In Peru Mercado-Alatrista was studying architecture and accounting, but here in Canada his focus changed.

“I did a lot of sports back in South America,” says Mercado-Alatrista. “I did triathlons, I did a lot of track-and-field, soccer as well, that’s one of the reasons that now I’m still doing sports.”

In fact, it was a soccer injury that nudged Mercado-Alatrista to pursue studies in kinesiology and eventually become a fitness instructor, who among other things specializes in corrective conditioning.

Tango for life

Then there was his love of tango.

“I was a dancer ever since I was born,” says Mercado-Alatrista. “My mom was a dance teacher, not tango but she did Spanish dances and she danced tango with my dad but just for pleasure at home, and at events and parties.”

The love of tango outlasted his first marriage and introduced him to his current wife and the mother of his two children.

Mercado-Alatrista and his wife, Andrea Shepherd, now run one of Montreal’s best-known tango schools, MonTango.

Teaching tango is like seeing one’s children grow, says Mercado-Alatrista.

“It’s like a family, it’s like they were kids when somebody starts to dance tango,” says Mercado-Alatrista. “It’s like you’re taking them by the hand until they start to walk and then learn how to dance, how to share the movement with the partner.”

At the same time teaching tango is an enriching exchange, says Mercado-Alatrista.

Teaching tango also provides unique insights into subtle cultural differences between his Canadian-born students and immigrants of various backgrounds, says Mercado-Alatrista.

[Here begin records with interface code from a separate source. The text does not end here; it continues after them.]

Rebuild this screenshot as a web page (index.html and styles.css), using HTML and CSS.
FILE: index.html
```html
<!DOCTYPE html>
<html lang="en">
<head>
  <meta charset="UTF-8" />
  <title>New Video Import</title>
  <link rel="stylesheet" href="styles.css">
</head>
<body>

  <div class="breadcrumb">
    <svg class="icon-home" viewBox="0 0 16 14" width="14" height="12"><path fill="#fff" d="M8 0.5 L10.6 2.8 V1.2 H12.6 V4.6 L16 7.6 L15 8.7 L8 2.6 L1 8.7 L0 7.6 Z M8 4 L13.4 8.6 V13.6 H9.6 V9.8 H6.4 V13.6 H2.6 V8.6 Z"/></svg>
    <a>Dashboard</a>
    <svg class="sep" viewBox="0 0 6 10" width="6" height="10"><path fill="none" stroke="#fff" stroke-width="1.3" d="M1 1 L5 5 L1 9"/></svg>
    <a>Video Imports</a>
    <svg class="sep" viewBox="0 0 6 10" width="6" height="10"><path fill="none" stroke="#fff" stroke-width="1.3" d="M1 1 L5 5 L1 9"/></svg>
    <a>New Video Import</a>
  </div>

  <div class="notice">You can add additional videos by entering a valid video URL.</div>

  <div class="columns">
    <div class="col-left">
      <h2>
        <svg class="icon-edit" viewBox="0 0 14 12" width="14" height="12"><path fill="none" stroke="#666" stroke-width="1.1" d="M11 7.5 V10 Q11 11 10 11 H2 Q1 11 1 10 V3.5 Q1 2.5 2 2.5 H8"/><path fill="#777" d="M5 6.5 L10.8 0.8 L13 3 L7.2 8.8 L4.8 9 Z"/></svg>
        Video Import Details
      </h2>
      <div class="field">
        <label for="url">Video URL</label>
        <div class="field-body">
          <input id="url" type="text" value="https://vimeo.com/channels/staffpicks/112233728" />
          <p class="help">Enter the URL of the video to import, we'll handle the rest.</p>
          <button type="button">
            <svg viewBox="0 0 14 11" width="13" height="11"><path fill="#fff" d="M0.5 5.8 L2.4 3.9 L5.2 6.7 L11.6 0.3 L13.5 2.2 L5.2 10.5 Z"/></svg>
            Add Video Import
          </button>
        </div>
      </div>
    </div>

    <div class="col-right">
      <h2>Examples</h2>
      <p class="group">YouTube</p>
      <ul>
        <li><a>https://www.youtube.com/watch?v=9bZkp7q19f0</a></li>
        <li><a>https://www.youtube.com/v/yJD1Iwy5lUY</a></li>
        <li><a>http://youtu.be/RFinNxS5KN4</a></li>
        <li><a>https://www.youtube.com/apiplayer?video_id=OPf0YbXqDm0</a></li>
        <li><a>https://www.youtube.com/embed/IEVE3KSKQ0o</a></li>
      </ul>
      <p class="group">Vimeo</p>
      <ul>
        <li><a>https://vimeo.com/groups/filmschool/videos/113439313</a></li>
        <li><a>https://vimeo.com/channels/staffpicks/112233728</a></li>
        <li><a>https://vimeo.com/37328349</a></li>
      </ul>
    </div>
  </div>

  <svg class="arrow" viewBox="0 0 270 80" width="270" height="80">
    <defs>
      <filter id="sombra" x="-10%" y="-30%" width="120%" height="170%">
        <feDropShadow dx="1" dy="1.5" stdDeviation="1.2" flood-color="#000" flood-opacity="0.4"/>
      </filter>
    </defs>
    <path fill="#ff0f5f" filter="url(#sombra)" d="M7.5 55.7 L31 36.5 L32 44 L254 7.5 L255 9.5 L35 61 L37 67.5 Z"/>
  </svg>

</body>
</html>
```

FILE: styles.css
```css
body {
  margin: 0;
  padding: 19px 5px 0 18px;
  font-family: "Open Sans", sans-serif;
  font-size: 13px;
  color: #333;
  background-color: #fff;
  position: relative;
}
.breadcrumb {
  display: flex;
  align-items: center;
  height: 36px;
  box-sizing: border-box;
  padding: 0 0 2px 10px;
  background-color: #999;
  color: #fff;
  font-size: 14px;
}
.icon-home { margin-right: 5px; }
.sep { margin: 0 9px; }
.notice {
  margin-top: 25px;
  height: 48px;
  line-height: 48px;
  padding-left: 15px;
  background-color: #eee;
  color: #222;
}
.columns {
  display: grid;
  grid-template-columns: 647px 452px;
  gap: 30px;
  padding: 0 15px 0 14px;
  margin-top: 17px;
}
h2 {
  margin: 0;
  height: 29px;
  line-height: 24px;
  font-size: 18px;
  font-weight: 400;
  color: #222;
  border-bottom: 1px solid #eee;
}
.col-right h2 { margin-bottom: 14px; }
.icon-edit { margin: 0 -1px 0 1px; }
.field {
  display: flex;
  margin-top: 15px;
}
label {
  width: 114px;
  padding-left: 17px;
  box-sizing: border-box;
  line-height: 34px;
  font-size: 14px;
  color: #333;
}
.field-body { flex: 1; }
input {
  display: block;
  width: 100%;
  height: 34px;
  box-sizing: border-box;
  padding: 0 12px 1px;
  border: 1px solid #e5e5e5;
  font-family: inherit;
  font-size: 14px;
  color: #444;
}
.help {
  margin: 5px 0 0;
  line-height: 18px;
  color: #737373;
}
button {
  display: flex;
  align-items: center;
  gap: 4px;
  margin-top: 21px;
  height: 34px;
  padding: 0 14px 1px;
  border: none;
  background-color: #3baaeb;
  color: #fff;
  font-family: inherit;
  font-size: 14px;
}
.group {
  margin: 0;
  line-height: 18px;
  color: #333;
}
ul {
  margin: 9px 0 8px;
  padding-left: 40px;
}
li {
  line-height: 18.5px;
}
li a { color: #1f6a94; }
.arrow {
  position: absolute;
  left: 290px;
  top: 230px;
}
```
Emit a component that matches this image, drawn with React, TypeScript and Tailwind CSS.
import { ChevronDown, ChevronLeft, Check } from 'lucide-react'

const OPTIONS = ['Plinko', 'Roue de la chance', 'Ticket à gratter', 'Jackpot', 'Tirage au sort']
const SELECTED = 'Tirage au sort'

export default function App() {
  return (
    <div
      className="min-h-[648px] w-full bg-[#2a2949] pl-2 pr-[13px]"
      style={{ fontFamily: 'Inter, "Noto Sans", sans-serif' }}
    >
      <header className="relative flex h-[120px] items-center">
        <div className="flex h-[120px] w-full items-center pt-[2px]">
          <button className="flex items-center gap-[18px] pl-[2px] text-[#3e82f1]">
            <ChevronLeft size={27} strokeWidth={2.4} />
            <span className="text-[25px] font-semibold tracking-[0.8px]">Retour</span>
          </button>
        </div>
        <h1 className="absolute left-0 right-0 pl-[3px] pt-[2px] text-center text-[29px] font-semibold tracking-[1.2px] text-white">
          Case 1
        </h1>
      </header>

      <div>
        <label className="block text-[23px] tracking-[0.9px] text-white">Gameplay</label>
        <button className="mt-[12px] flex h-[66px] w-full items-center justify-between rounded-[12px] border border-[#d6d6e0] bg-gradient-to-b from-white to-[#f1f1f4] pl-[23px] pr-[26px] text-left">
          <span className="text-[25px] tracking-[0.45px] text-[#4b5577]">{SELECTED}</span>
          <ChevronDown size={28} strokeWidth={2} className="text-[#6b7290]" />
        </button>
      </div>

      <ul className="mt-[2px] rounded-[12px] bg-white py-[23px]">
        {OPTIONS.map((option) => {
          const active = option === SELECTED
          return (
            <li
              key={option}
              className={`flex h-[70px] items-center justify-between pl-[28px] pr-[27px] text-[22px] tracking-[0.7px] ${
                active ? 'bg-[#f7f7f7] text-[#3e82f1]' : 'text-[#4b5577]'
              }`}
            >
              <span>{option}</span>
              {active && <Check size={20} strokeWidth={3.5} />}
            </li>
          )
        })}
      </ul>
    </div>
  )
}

“One would be the fact that normally here, people in North America, more specifically in Canada, they’re not used to dancing especially in couples with somebody else,” says Mercado-Alatrista.  “People who come from other places in general, yes this is the case – the Middle East, Asia, Latin America – they are used to dancing in couples.”

Rooted in the culture and the experience of Argentina’s early immigration tango has become a universal language even for those of its adherents who do not understand the lyrics of its songs.

“We can express how we are feeling through the music,” says Mercado-Alatrista. “It could be happiness, it could be sadness…. In Argentina, in the past, people were saying that somebody who didn’t suffer cannot understand tango.”